Using G*Power I was able to compute a post hoc achieved power using α, sample size and effect size (Cohen’s d). See tables above for the computed achieved power valued.

There is reference to prior studies. This study is essentially a duplicate of a study conducted by Um et al. (2012) and Plass et al. (2014). However Mayer & Estrella do not include in their discussion of these groups any reference to sample size or power.

Is there any reason to suspect a threat due to the inflation of the Type 1 error rate? If so, please state the reason.

No. This is an experimental design with a sample rate of over 30. Both experiments produced similar results. Estrella report Cohen’s d for all of his statistics. In all instances where he rejects the null hypothesis, the Cohen’s d score is above 0.65 which indicates a moderate to high practical significance.
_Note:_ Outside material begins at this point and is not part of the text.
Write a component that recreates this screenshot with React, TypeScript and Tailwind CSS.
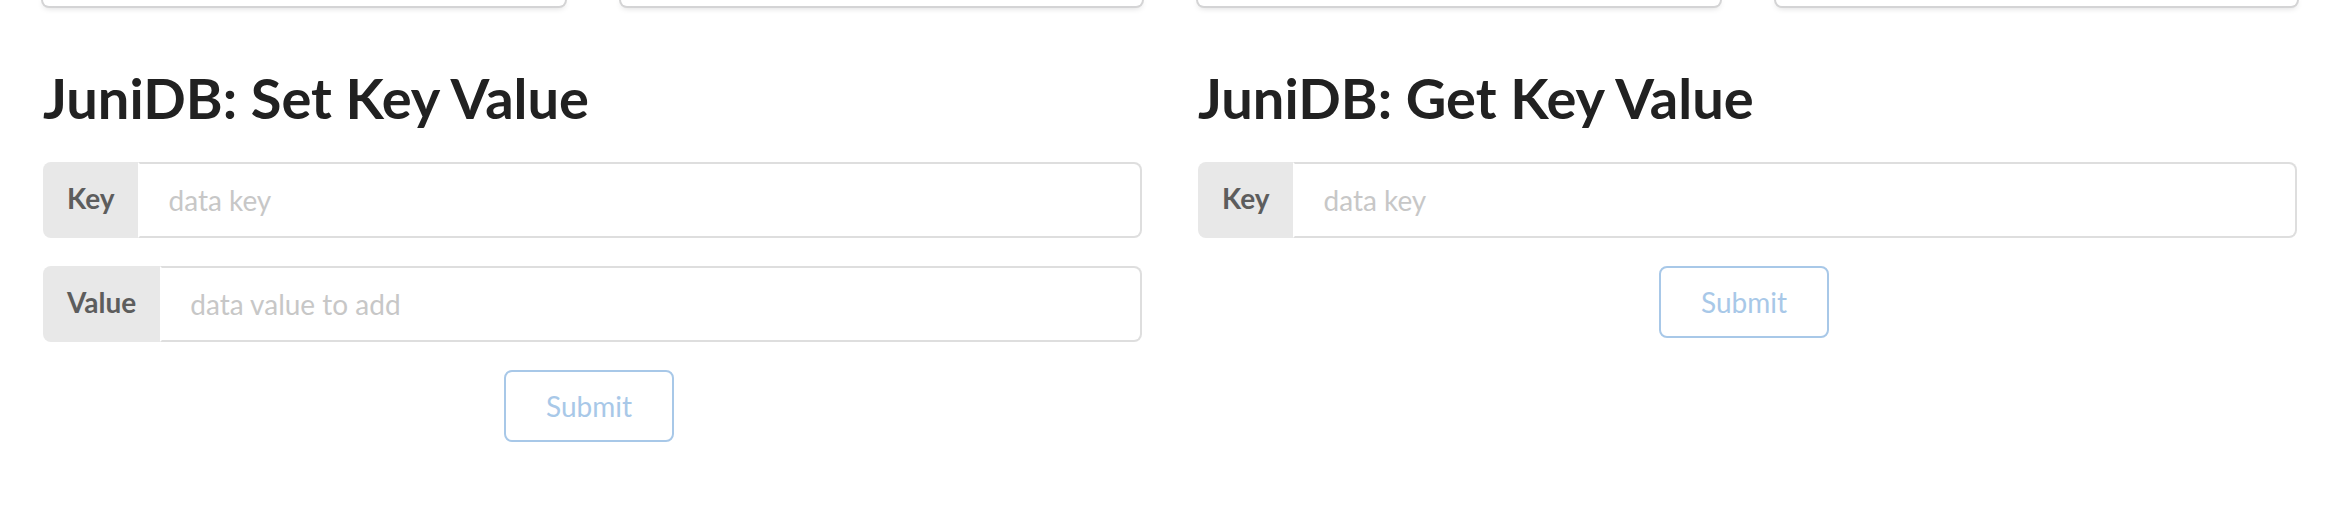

Mayer, R. E., & Estrella, G. (2014). Benefits of emotional design in multimedia instructions. Learning and Instruction, 12-18.

Plass, J. L., Heidig, S., Hayward, E. O., Homer, B. D., & Um, E. (2014). Emotional design in multimedia learning: effects of shape and color on affect and learning. Learning and Instruction, 29, 128-140.

Um, E. R., Plass, J. L., Hayward, E. O., & Homer, B. D. (2012). Emotional design in multimedia learning. Journal of educational psychology, 104(2), 485-498. doi: 10.1037/a0026609

[1] Power calculations were computed using G*Power and α=0.05, sample size, and the reported Cohen’s d. These calculations are not in the original article.

[2] Power calculations were computed using G*Power and α=0.05, sample size, and the reported Cohen’s d. These calculations are not in the original article.